Etwa 50 bis 60 Prozent des Erdbeerpreises basieren auf Lohnkosten. Aufgrund der neuerlichen Lohnkostensteigerungen für das kommende Jahr sei bereits ein Preisanstieg absehbar, so Kaemena. Preisvergleiche mit spanischen Erdbeerpreisen findet der Oberneulander Landwirt von Sonderkulturen scheinheilig, da dort die in Deutschland angelegten Standards nicht gelten. „Ich versuche Top-Qualität anzubieten, daher kann ich nicht zu den Günstigsten gehören.“ Die Option, über den Weg geringerer Qualität zu günstigeren Preisen anzubieten, kommt für den Oberneulander nicht in Frage. Zwei Tage alte Erdbeeren verkauft er nicht als „frisch“, sondern deklariert sie als „Erdbeeren von gestern“. Aufgrund seiner Sortenauswahl, die weder besonders transport- noch lagerfähig sind, sondern einfach nur geschmackvoll, wird Hajo Kaemena nie zu den günstigen Produzenten gehören. Denn Hochleistungssorten sind eher was für das Auge als für den Geschmack, den typischen Erdbeergeschmack aber gibt es vom Direkterzeuger.

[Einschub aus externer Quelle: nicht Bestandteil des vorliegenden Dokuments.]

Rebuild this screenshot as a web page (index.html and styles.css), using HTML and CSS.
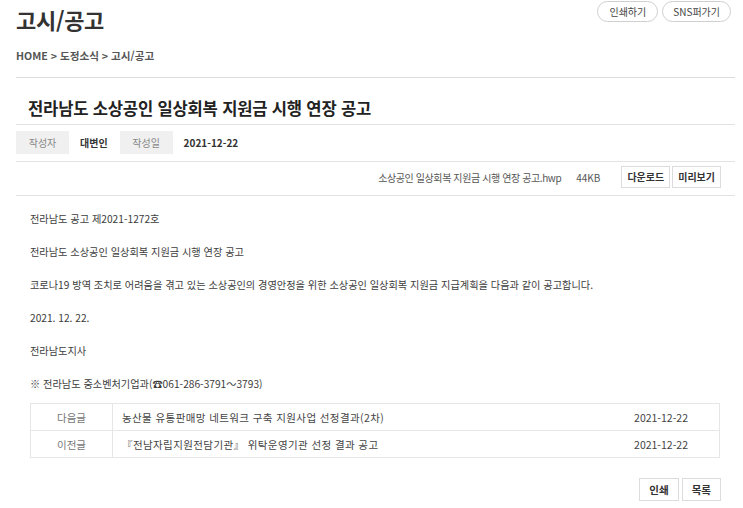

Vor dem Hintergrund von Wirtschaftlichkeit, gestiegener Lohn- und Betriebsmittelkosten hat Hajo Kaemena die Anbaufläche von Erdbeeren in diesem Jahr von zehn auf sieben Hektar reduziert. Wirtschaftliche Erwägungen haben auch dazu geführt, dass Bea Kaemena eine Halbtagsbeschäftigung ergriffen hat. Aus diesem Grund können Kindergarten- und Schulprojekte nicht mehr angeboten werden.
Zum ersten Mal wird in diesem Jahr der „Tag der deutschen Erdbeere“ am 24. Mai begangen. Hajo Kaemena hätte es sinniger gefunden, diesen Tag in den Erdbeermonat Juni zu legen.